Staff contends that, in addition to the Commission's safety authority over VTA as a transit agency, the Commission has exclusive jurisdiction over VTA's rail/street crossing under the extensive crossings authority set forth in §§ 1201 and 1202. Under § 1202, the Commission has "the exclusive power" to determine and prescribe the manner, including the particular point of crossing, of a publicly used road or highway by a railroad or street railroad. Staff contends that VTA's rail transit system extension is in fact both a transit system and a street railroad.
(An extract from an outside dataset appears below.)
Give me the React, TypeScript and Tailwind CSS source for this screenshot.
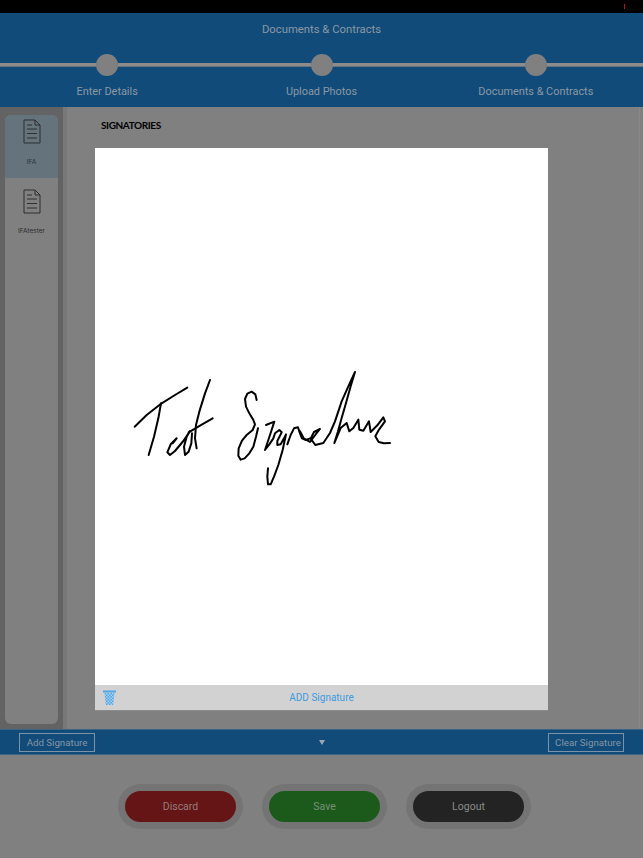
const steps = ['Enter Details', 'Upload Photos', 'Documents & Contracts'];

const actions = [
  { label: 'Discard', color: 'bg-[#651515] text-[#967c7c]' },
  { label: 'Save', color: 'bg-[#1c5a1c] text-[#769076]' },
  { label: 'Logout', color: 'bg-[#232323] text-[#8a8a8a]' },
];

function DocIcon() {
  return (
    <svg width="18" height="25" viewBox="0 0 18 25" fill="none" stroke="#2e2e2e" strokeWidth="1">
      <path d="M1 1H12L17 6V24H1Z" />
      <path d="M12 1V6H17" />
      <path d="M4 6H9M4 10H14M4 14.500H14M4 19H14" />
    </svg>
  );
}

function TrashIcon() {
  return (
    <svg width="13" height="15" viewBox="0 0 13 15">
      <defs>
        <pattern id="mesh" width="3" height="3" patternUnits="userSpaceOnUse">
          <rect width="3" height="3" fill="#4ea6e6" />
          <rect width="1.500" height="1.500" fill="#a9d2ef" />
          <rect x="1.500" y="1.500" width="1.500" height="1.500" fill="#a9d2ef" />
        </pattern>
      </defs>
      <path d="M1.500 3H11.500L10.200 15H2.800Z" fill="url(#mesh)" />
      <rect x="0" y="0.500" width="13" height="2" fill="#4ea6e6" />
    </svg>
  );
}

function SignatureDrawing() {
  return (
    <svg className="h-full w-full" viewBox="95 148 453 537" fill="none" stroke="#000" strokeLinecap="round" strokeLinejoin="round">
      <g transform="translate(130 375) scale(0.3333)" strokeWidth="6">
        <path d="M14 155L50 120L95 85L135 60L172 38" />
        <path d="M93 85L85 130L72 185L56 240" />
        <path d="M128 205L140 190L122 208L112 232L120 240L135 228L160 198L180 168L170 185L162 215L165 240L176 230L184 205L186 175" />
        <path d="M240 15L225 55L208 110L198 150L195 190L200 220" />
        <path d="M176 172L210 152L248 130" />
      </g>
      <g transform="translate(230 385) scale(0.3333)" strokeWidth="6">
        <path d="M80 45L76 28L65 20L52 26L45 42L48 65L58 85L70 105L75 118L68 135L50 150L36 167L26 190L25 212L32 224L44 220L58 205L70 185L78 155L84 130" />
        <path d="M108 120L133 110L120 150L105 195L118 178L130 160L135 145L148 135L155 142L142 168L142 180L152 178L162 160L168 148L158 195L145 240L132 275L122 298L114 298L112 275L114 250" />
        <path d="M172 178L182 150L192 130L204 127L210 145L216 160L228 165L240 160" />
      </g>
      <g transform="translate(300 368) scale(0.3333)" strokeWidth="6">
        <path d="M0 190L12 212L30 222L48 198L60 183L42 192L32 212L46 231L70 225L90 195L105 160L125 100L145 55L165 12L152 55L138 105L125 150L114 190L103 225L122 180L140 165L148 190L160 180L175 155L178 185L190 188L207 160L212 192L232 172L250 148L255 160L235 188L226 205L236 222L252 226L270 225" />
      </g>
    </svg>
  );
}

export default function App() {
  return (
    <div className="flex h-[858px] w-[643px] flex-col overflow-hidden bg-[#808080] font-['Roboto',sans-serif]">
      <div className="flex h-[13px] items-center justify-end bg-black pr-[18px]">
        <div className="h-[5px] w-px bg-[#c01020]" />
      </div>

      <header className="flex h-[94px] flex-col bg-[#114b7a] text-[#8b98a2]">
        <h1 className="pt-[10px] text-center text-[11.300px] leading-[14px]">Documents &amp; Contracts</h1>
        <div className="mt-[17px] grid grid-cols-3">
          {steps.map((step) => (
            <div key={step} className="flex flex-col items-center">
              <div className="flex w-full items-center">
                <div className="h-[4px] flex-1 border-b border-[#66727c] bg-[#8c8c8c]" />
                <div className="h-[22px] w-[22px] rounded-full bg-[#808080]" />
                <div className="h-[4px] flex-1 border-b border-[#66727c] bg-[#8c8c8c]" />
              </div>
              <span className="mt-[9px] text-[10.900px] leading-[14px]">{step}</span>
            </div>
          ))}
        </div>
      </header>

      <div className="flex h-[622px]">
        <aside className="flex w-[63px] bg-[#636363] px-[5px] pt-[8px] pb-[5px]">
          <div className="flex w-full flex-col overflow-hidden rounded-[6px] bg-[#808080]">
            <div className="flex h-[63px] flex-col items-center bg-[#64737c] pt-[4px]">
              <DocIcon />
              <span className="mt-[14px] font-['Inter',sans-serif] text-[6.500px] leading-[8px] text-[#2f3335]">IFA</span>
            </div>
            <div className="flex flex-col items-center pt-[11px]">
              <DocIcon />
              <span className="mt-[13px] font-['Inter',sans-serif] text-[6.500px] leading-[8px] text-[#2c2c2c]">IFAtester</span>
            </div>
          </div>
        </aside>
        <div className="w-[4px] bg-[#787878]" />

        <main className="mr-[3px] flex-1 border-r border-[#888888] pl-[28px]">
          <h2 className="ml-[6px] pt-[11px] font-['Lato',sans-serif] text-[10px] leading-[14px] font-bold tracking-[-0.4px] text-black">SIGNATORIES</h2>
          <div className="mt-[16px] flex w-[453px] flex-col">
            <div className="h-[537px] bg-white">
              <SignatureDrawing />
            </div>
            <div className="relative flex h-[26px] items-center justify-center border-b border-[#8c8c8c] bg-[#d2d2d2]">
              <div className="absolute top-[5px] left-[8px]">
                <TrashIcon />
              </div>
              <span className="text-[10px] text-[#3d9be0]">ADD Signature</span>
            </div>
          </div>
        </main>
      </div>

      <div className="flex h-[26px] items-center justify-between border-y border-[#3a6485] bg-[#114b7a] px-[19px] text-[9.700px] text-[#8595a2]">
        <button className="h-[19px] w-[76px] border border-[#7c93a6] leading-[17px]">Add Signature</button>
        <svg width="6" height="5" viewBox="0 0 6 5" className="mt-[1px]">
          <path d="M0 0H6L3 5Z" fill="#a0a8ae" />
        </svg>
        <button className="h-[19px] w-[76px] border border-[#7c93a6] pl-[4px] leading-[17px]">Clear Signature</button>
      </div>

      <div className="flex flex-1 justify-center gap-[19px] pt-[29px] pl-[6px]">
        {actions.map((action) => (
          <div key={action.label} className="flex h-[45px] w-[125px] items-center justify-center rounded-full bg-[#747474]">
            <button className={`h-[31px] w-[111px] rounded-full pt-[1px] text-[10.500px] ${action.color}`}>{action.label}</button>
          </div>
        ))}
      </div>
    </div>
  );
}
The Borello Neighborhood Committee supports the position of Staff, asserting that the Commission has clear authority to "inspect all work" and to regulate the "design, construction, and operation" of the VTA system under § 99152 and has exclusive authority to regulate rail crossings under § 1202. The Committee also faults VTA for resisting full environmental review of its proposed elevated crossing, and it asserts that the Federal Transit Administration on July 23, 2002, ordered a full Environmental Assessment.9

The Committee contends that since VTA has filed no evidence in support of its plan for an elevated crossing of Hamilton Avenue, the Commission has no choice but to deny this unamended application for an at-grade crossing. The Committee urges the Commission to enjoin VTA from proceeding with the crossing until VTA complies with the Commission's safety oversight.
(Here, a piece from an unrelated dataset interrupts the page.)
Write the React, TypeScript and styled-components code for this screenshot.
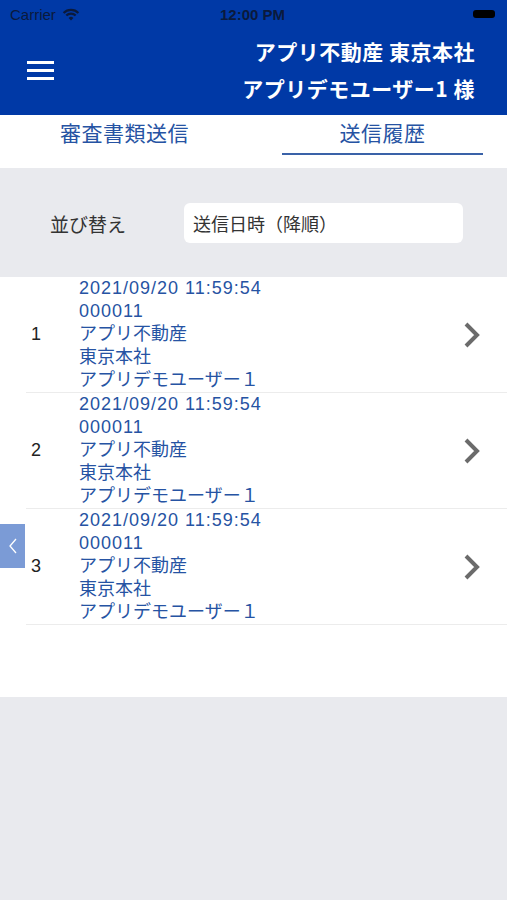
import React from 'react';
import styled, { createGlobalStyle } from 'styled-components';

const BLUE = '#0039a6';
const TEXT_BLUE = '#2653a3';
const GRAY_BG = '#e9eaee';

const GlobalStyle = createGlobalStyle`
  html, body {
    margin: 0;
    padding: 0;
    background: ${GRAY_BG};
  }
  body {
    font-family: "Liberation Sans", "Noto Sans CJK JP", sans-serif;
  }
`;

const Screen = styled.div`
  position: relative;
  width: 507px;
  min-height: 900px;
  background: ${GRAY_BG};
`;

const Header = styled.header`
  background: ${BLUE};
  height: 115px;
  display: flex;
  flex-direction: column;
`;

const StatusBar = styled.div`
  height: 28px;
  display: grid;
  grid-template-columns: 1fr auto 1fr;
  align-items: center;
  padding: 0 12px 0 10px;
  color: #0b1a3c;
  font-size: 15px;
`;

const Carrier = styled.div`
  display: flex;
  align-items: center;
  gap: 6px;
`;

const Clock = styled.div`
  font-weight: bold;
  font-size: 15px;
`;

const Battery = styled.div`
  justify-self: end;
  width: 22px;
  height: 8px;
  border-radius: 3px;
  background: #000;
`;

const NavBar = styled.div`
  flex: 1;
  display: flex;
  align-items: center;
  justify-content: space-between;
  padding: 0 32px 0 27px;
`;

const Hamburger = styled.div`
  width: 27px;
  display: flex;
  flex-direction: column;
  gap: 5px;
  margin-top: -2px;
  span {
    display: block;
    height: 3px;
    background: #fff;
  }
`;

const Title = styled.div`
  color: #fff;
  font-family: "Noto Sans CJK JP", sans-serif;
  font-weight: bold;
  font-size: 21px;
  letter-spacing: 0.5px;
  line-height: 37px;
  text-align: right;
  margin-top: -3px;
`;

const Tabs = styled.nav`
  background: #fff;
  height: 53px;
  display: grid;
  grid-template-columns: 1fr 1fr;
  column-gap: 57px;
  padding: 0 24px;
`;

const Tab = styled.div<{ $active?: boolean }>`
  color: ${TEXT_BLUE};
  font-family: "Noto Sans CJK JP", sans-serif;
  font-size: 21px;
  letter-spacing: 0.5px;
  text-align: center;
  padding-top: 2px;
  height: 36px;
  line-height: 30px;
  border-bottom: 2px solid ${(p) => (p.$active ? '#3a62a8' : 'transparent')};
`;

const SortBar = styled.div`
  height: 109px;
  display: flex;
  align-items: center;
  padding: 0 44px 0 50px;
  gap: 58px;
  box-sizing: border-box;
`;

const SortLabel = styled.div`
  font-family: "Noto Sans CJK JP", sans-serif;
  font-size: 19px;
  color: #333;
  margin-top: 2px;
`;

const SortSelect = styled.div`
  flex: 1;
  height: 40px;
  border-radius: 6px;
  background: #fff;
  display: flex;
  align-items: center;
  padding-left: 9px;
  font-family: "Noto Sans CJK JP", sans-serif;
  font-size: 18px;
  color: #333;
  margin-top: 1px;
`;

const List = styled.div`
  background: #fff;
  height: 420px;
`;

const Row = styled.div`
  display: flex;
  align-items: center;
  height: 116px;
  margin-left: 26px;
  border-bottom: 1px solid #ececec;
  box-sizing: border-box;
`;

const Index = styled.div`
  width: 53px;
  padding-left: 5px;
  box-sizing: border-box;
  font-size: 18px;
  color: #222;
`;

const Lines = styled.div`
  flex: 1;
  color: ${TEXT_BLUE};
  font-size: 18px;
  line-height: 23.2px;
`;

const Line = styled.div<{ $num?: boolean }>`
  letter-spacing: ${(p) => (p.$num ? '1px' : '0')};
  white-space: nowrap;
`;

const Chevron = styled.svg`
  width: 20px;
  height: 28px;
  margin-right: 25px;
`;

const SideTab = styled.div`
  position: absolute;
  left: 0;
  top: 524px;
  width: 25px;
  height: 44px;
  background: #7b9bd6;
  display: flex;
  align-items: center;
  justify-content: center;
`;

const rows = [1, 2, 3].map((n) => ({
  n,
  date: '2021/09/20 11:59:54',
  code: '000011',
  company: 'アプリ不動産',
  branch: '東京本社',
  user: 'アプリデモユーザー１',
}));

const WifiIcon = () => (
  <svg width="18" height="13" viewBox="0 0 18 13">
    <path d="M9 12.5 L6.6 9.9 A3.4 3.4 0 0 1 11.4 9.9 Z" fill="#0b1a3c" />
    <path d="M4.3 7.6 A6.6 6.6 0 0 1 13.7 7.6" stroke="#0b1a3c" strokeWidth="2.2" fill="none" />
    <path d="M1.6 4.9 A10.4 10.4 0 0 1 16.4 4.9" stroke="#0b1a3c" strokeWidth="2.2" fill="none" />
  </svg>
);

export default function App() {
  return (
    <Screen>
      <GlobalStyle />
      <Header>
        <StatusBar>
          <Carrier>
            Carrier <WifiIcon />
          </Carrier>
          <Clock>12:00 PM</Clock>
          <Battery />
        </StatusBar>
        <NavBar>
          <Hamburger>
            <span />
            <span />
            <span />
          </Hamburger>
          <Title>
            <div>アプリ不動産 東京本社</div>
            <div>アプリデモユーザー1 様</div>
          </Title>
        </NavBar>
      </Header>

      <Tabs>
        <Tab>審査書類送信</Tab>
        <Tab $active>送信履歴</Tab>
      </Tabs>

      <SortBar>
        <SortLabel>並び替え</SortLabel>
        <SortSelect>送信日時（降順）</SortSelect>
      </SortBar>

      <List>
        {rows.map((r) => (
          <Row key={r.n}>
            <Index>{r.n}</Index>
            <Lines>
              <Line $num>{r.date}</Line>
              <Line $num>{r.code}</Line>
              <Line>{r.company}</Line>
              <Line>{r.branch}</Line>
              <Line>{r.user}</Line>
            </Lines>
            <Chevron viewBox="0 0 20 28">
              <path d="M4 3 L15 14 L4 25" stroke="#6b6b6b" strokeWidth="4" fill="none" />
            </Chevron>
          </Row>
        ))}
      </List>

      <SideTab>
        <svg width="10" height="18" viewBox="0 0 10 18">
          <path d="M8 2 L2 9 L8 16" stroke="#fff" strokeWidth="1.3" fill="none" />
        </svg>
      </SideTab>
    </Screen>
  );
}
8 The Commission has followed this ruling in Application of Cal Coast Charter, Inc., 1982 Cal. PUC LEXIS 1276, at 15 (1982), stating, "[T]he language [in Los Angeles Met. Transit Authority] unambiguously contradicts the contention advanced by SLT that Article XII, Section 3, restricts Commission jurisdiction over entities other than private corporations or persons in the absence of specific legislation except where those entities are common carriers." 9 Because the Vasona Light Rail Project is partially funded by the federal government, it is a joint project of the Federal Transit Administration and the VTA and subject to both the California Environmental Quality Act, Pub. Resources Code §§ 21000, et seq., and the National Environmental Policy Act, 42 U.S.C. 4332.